**DATA SUPPLIED**
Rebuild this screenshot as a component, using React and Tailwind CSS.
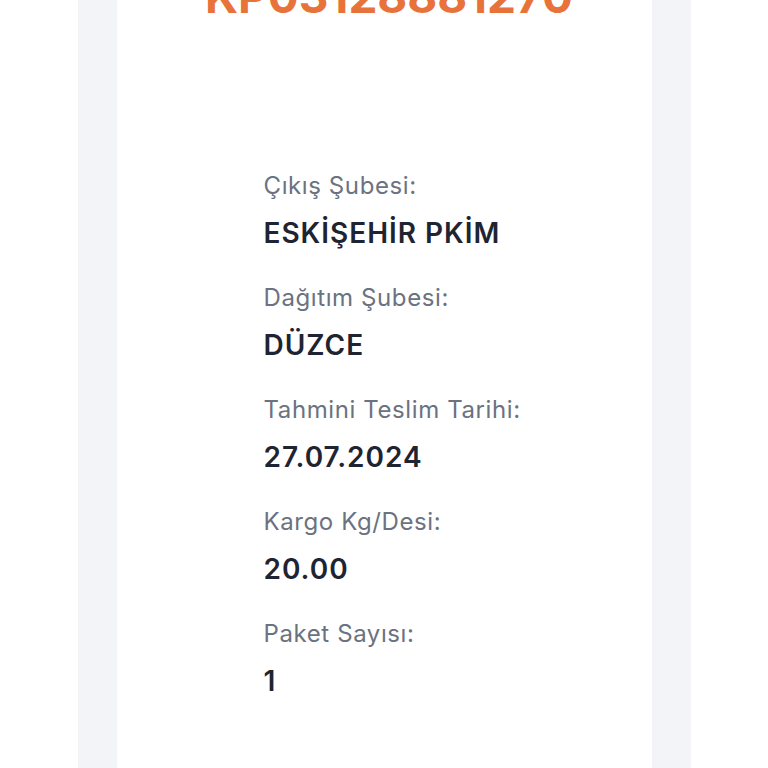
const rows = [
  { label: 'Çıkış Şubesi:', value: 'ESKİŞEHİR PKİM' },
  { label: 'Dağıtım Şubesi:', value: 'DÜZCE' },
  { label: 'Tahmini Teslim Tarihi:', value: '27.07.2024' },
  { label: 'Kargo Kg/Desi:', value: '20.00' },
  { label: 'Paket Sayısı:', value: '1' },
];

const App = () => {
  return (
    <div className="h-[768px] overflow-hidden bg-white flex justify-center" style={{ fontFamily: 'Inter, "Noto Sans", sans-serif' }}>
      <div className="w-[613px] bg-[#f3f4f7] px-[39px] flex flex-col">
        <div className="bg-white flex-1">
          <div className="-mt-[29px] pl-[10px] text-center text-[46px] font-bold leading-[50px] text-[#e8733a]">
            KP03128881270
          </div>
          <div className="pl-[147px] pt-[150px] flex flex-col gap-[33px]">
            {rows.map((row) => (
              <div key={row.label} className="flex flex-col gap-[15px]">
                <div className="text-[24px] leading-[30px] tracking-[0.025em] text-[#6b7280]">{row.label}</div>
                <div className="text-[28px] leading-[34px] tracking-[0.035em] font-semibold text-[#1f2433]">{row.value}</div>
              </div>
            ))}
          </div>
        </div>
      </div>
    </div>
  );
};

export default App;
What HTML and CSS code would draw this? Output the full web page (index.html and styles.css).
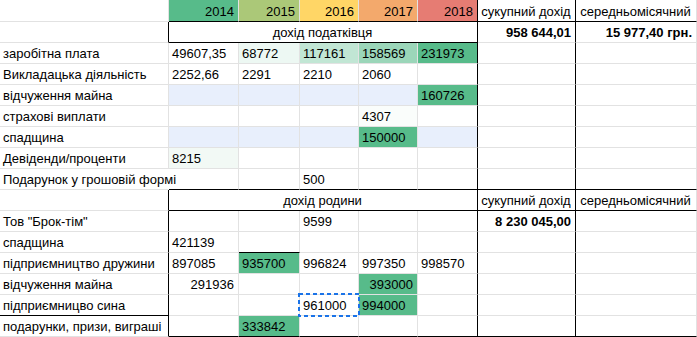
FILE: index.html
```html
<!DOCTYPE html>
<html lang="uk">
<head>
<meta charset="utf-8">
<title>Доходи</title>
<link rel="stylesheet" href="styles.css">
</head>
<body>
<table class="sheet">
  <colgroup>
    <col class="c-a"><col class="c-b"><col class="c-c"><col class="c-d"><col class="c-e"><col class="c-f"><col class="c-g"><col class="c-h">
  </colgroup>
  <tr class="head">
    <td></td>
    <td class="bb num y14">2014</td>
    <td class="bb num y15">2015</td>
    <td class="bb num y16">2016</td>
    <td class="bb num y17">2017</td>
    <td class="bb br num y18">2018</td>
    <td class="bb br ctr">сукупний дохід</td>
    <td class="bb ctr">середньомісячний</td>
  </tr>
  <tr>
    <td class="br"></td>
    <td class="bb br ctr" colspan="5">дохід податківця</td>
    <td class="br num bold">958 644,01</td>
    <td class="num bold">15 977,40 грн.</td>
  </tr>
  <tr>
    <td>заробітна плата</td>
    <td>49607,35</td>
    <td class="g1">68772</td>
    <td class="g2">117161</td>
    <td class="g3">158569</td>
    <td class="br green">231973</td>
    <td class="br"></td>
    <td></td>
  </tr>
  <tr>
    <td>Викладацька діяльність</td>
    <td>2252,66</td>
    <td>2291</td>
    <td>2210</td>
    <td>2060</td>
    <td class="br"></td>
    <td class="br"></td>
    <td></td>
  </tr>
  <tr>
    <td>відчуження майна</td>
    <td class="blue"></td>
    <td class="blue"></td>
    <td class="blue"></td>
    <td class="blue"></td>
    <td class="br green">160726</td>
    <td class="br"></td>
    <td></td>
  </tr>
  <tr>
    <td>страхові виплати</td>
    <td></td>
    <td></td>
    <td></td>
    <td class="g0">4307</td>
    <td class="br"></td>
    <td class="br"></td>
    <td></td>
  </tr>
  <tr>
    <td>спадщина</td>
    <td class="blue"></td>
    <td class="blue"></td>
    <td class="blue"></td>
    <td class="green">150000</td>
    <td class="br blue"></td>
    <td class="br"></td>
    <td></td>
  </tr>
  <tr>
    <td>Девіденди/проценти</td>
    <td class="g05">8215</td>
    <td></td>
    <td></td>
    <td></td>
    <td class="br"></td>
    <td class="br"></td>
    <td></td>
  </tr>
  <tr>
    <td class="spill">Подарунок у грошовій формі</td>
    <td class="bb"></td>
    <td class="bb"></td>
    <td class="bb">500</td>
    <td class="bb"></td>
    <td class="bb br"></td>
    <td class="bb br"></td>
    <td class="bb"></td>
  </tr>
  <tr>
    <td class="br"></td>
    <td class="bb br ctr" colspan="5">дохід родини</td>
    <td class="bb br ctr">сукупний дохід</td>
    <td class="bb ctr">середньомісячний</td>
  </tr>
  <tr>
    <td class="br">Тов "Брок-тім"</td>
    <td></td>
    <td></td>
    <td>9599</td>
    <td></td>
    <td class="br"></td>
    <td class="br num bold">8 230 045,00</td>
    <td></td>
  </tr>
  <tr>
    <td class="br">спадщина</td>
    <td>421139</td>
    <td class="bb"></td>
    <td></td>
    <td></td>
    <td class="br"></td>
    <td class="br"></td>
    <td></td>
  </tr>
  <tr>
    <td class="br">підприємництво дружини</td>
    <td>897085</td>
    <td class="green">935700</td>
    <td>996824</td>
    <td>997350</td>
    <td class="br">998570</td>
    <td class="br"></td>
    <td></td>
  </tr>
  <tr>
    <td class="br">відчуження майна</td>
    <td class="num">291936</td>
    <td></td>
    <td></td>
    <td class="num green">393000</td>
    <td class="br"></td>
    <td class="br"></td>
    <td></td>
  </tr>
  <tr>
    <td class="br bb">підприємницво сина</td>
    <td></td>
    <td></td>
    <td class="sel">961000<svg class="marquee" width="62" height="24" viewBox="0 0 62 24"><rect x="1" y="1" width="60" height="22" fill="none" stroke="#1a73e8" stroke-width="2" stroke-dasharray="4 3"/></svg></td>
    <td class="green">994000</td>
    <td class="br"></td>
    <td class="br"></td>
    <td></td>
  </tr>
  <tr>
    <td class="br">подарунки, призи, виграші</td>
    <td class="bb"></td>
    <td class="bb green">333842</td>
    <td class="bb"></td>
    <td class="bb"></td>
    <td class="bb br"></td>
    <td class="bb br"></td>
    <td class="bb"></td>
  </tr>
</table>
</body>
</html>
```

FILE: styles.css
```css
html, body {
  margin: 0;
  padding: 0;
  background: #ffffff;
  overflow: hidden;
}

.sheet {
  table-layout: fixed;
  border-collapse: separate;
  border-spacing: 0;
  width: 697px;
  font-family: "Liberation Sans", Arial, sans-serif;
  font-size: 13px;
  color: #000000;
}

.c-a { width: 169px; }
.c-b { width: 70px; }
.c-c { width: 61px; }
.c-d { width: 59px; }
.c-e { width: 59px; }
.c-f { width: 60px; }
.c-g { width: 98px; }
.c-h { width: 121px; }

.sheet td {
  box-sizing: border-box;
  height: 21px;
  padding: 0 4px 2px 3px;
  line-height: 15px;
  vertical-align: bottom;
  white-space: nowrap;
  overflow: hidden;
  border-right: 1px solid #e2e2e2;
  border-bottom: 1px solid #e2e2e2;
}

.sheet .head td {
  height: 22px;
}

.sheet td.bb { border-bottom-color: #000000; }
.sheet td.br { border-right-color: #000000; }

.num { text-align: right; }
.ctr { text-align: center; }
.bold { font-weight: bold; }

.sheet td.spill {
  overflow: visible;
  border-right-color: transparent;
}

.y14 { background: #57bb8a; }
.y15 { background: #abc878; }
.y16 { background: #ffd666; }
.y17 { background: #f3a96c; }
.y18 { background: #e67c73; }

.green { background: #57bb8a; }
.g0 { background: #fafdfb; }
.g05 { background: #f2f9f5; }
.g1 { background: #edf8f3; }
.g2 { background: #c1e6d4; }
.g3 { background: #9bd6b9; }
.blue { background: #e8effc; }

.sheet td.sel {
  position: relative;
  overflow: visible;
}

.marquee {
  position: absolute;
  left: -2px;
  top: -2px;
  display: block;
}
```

**PROBLEM TO SOLVE**
Begin at the first line of the records and please reproduce every line exactly through the one containing "export default App;", leaving all pictures out.

**COMPLETED TASK**
Rebuild this screenshot as a component, using React and Tailwind CSS.
const rows = [
  { label: 'Çıkış Şubesi:', value: 'ESKİŞEHİR PKİM' },
  { label: 'Dağıtım Şubesi:', value: 'DÜZCE' },
  { label: 'Tahmini Teslim Tarihi:', value: '27.07.2024' },
  { label: 'Kargo Kg/Desi:', value: '20.00' },
  { label: 'Paket Sayısı:', value: '1' },
];

const App = () => {
  return (
    <div className="h-[768px] overflow-hidden bg-white flex justify-center" style={{ fontFamily: 'Inter, "Noto Sans", sans-serif' }}>
      <div className="w-[613px] bg-[#f3f4f7] px-[39px] flex flex-col">
        <div className="bg-white flex-1">
          <div className="-mt-[29px] pl-[10px] text-center text-[46px] font-bold leading-[50px] text-[#e8733a]">
            KP03128881270
          </div>
          <div className="pl-[147px] pt-[150px] flex flex-col gap-[33px]">
            {rows.map((row) => (
              <div key={row.label} className="flex flex-col gap-[15px]">
                <div className="text-[24px] leading-[30px] tracking-[0.025em] text-[#6b7280]">{row.label}</div>
                <div className="text-[28px] leading-[34px] tracking-[0.035em] font-semibold text-[#1f2433]">{row.value}</div>
              </div>
            ))}
          </div>
        </div>
      </div>
    </div>
  );
};

export default App;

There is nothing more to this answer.